Lamy was asked to comment on the statement that "No deal is better than a bad deal" that some US congress members had made. Is the magic 20 a good enough deal?
He replied that the idea that no deal is better than a bad deal is shared widely both within and outside the WTO, such as members of the US Congress and the "anti-trade NGOs."
"I agree with that, if a bad deal means that it is not ambitious enough. I can understand the members of the Congress to want more real trade flows.
However, what's on the table is already higher than the cathedral that was built 12 years ago. If we look at domestic subsidies and tariffs, it's a higher column. We are looking at a Swiss and banded formula for making tariff cuts, which eliminates tariff peaks, which we know are the main barriers to trade. So, it is already more ambitious than the previous round.
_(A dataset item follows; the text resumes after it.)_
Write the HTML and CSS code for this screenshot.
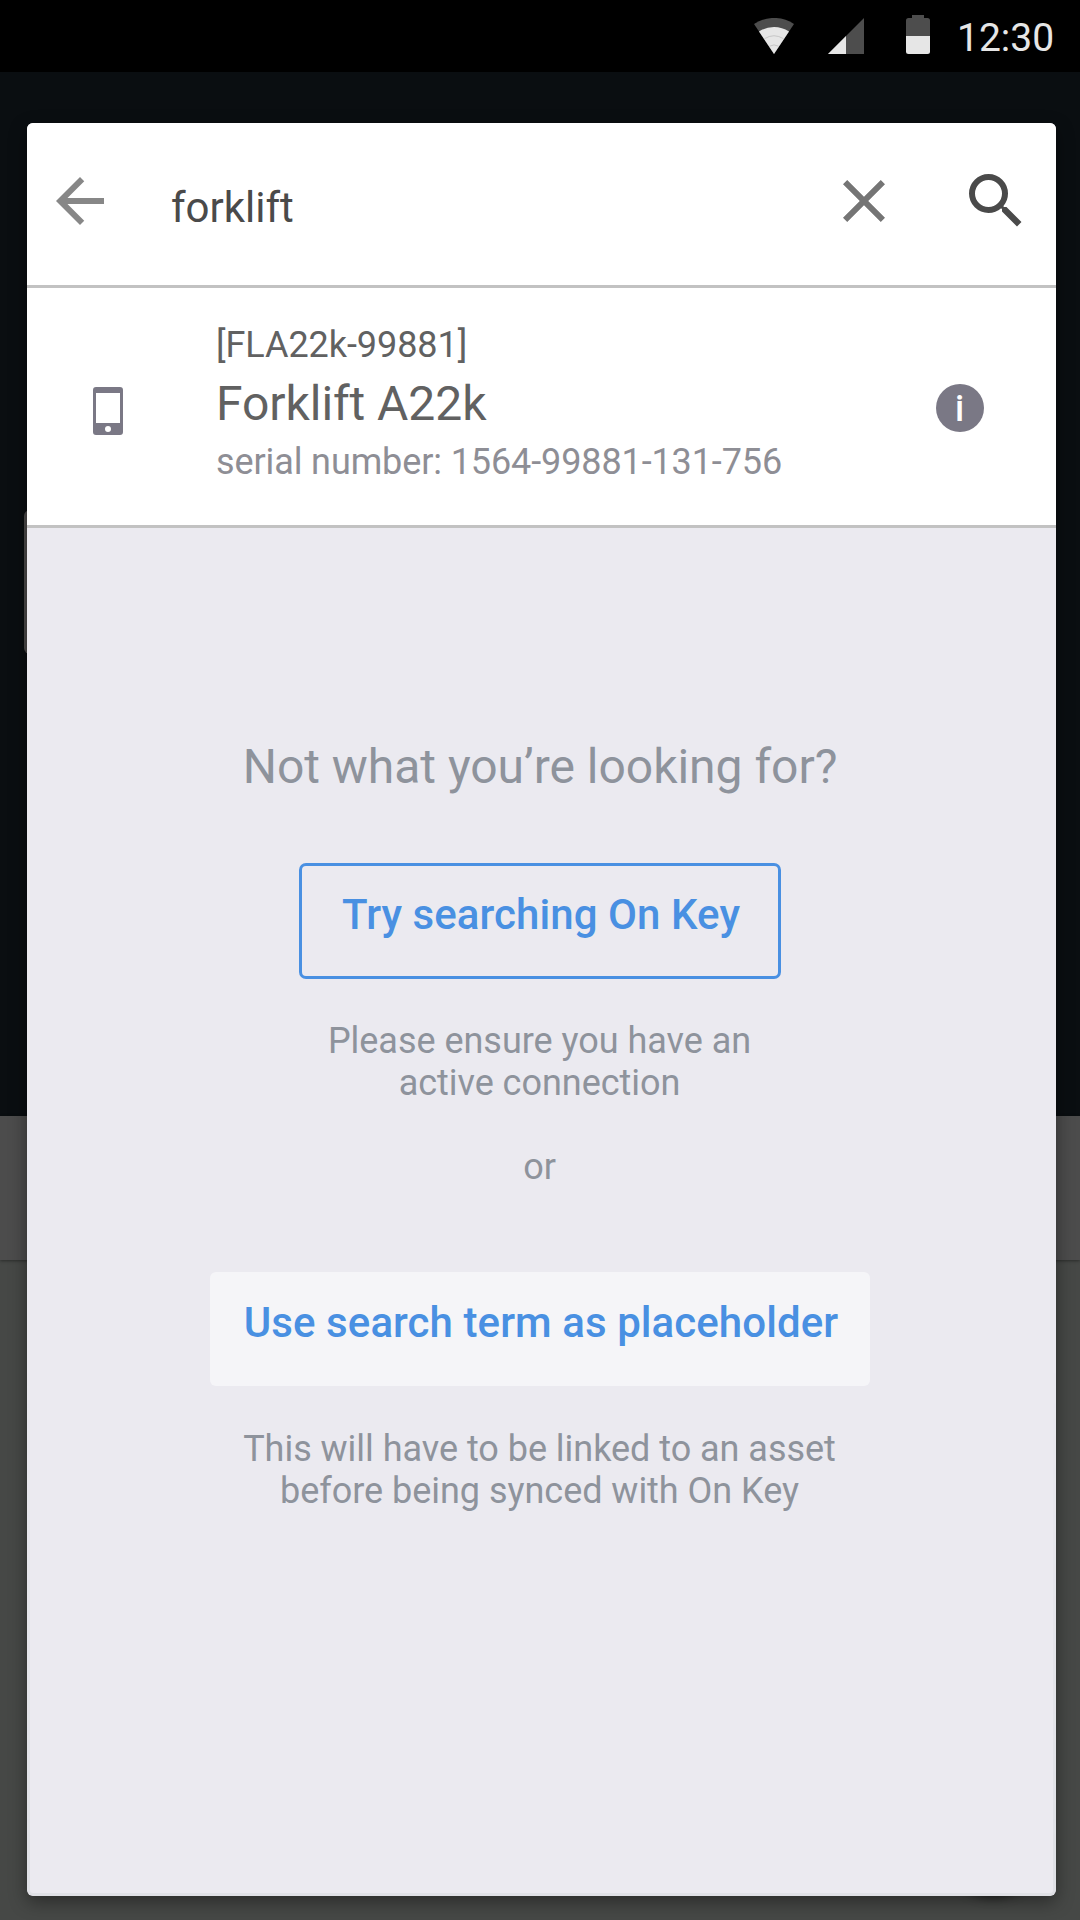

The question is how much more ambitious."
Lamy said that even the lowest proposal right now is better than the most ambitious in the Uruguay Round. "We are talking about capping, reviewing the green box, even the G20 proposal of 36% tariff cuts for developing countries in agriculture, and the application of the formula in NAMA and the banded approach in agriculture -- it hits high tariffs and peaks..."
Lamy added that the important thing is for ministers to be aware that later is not possible. "We operate under the constraint of the single undertaking.
There are anti-dumping, trade facilitation, fisheries, and other issues." If the modalities are deferred these issues cannot be dealt with by the end of the year.
What was needed is to establish the modalities to allow members to draft schedules. Postponing the stage of drafting schedules of commitments would make the whole thing become technically impossible.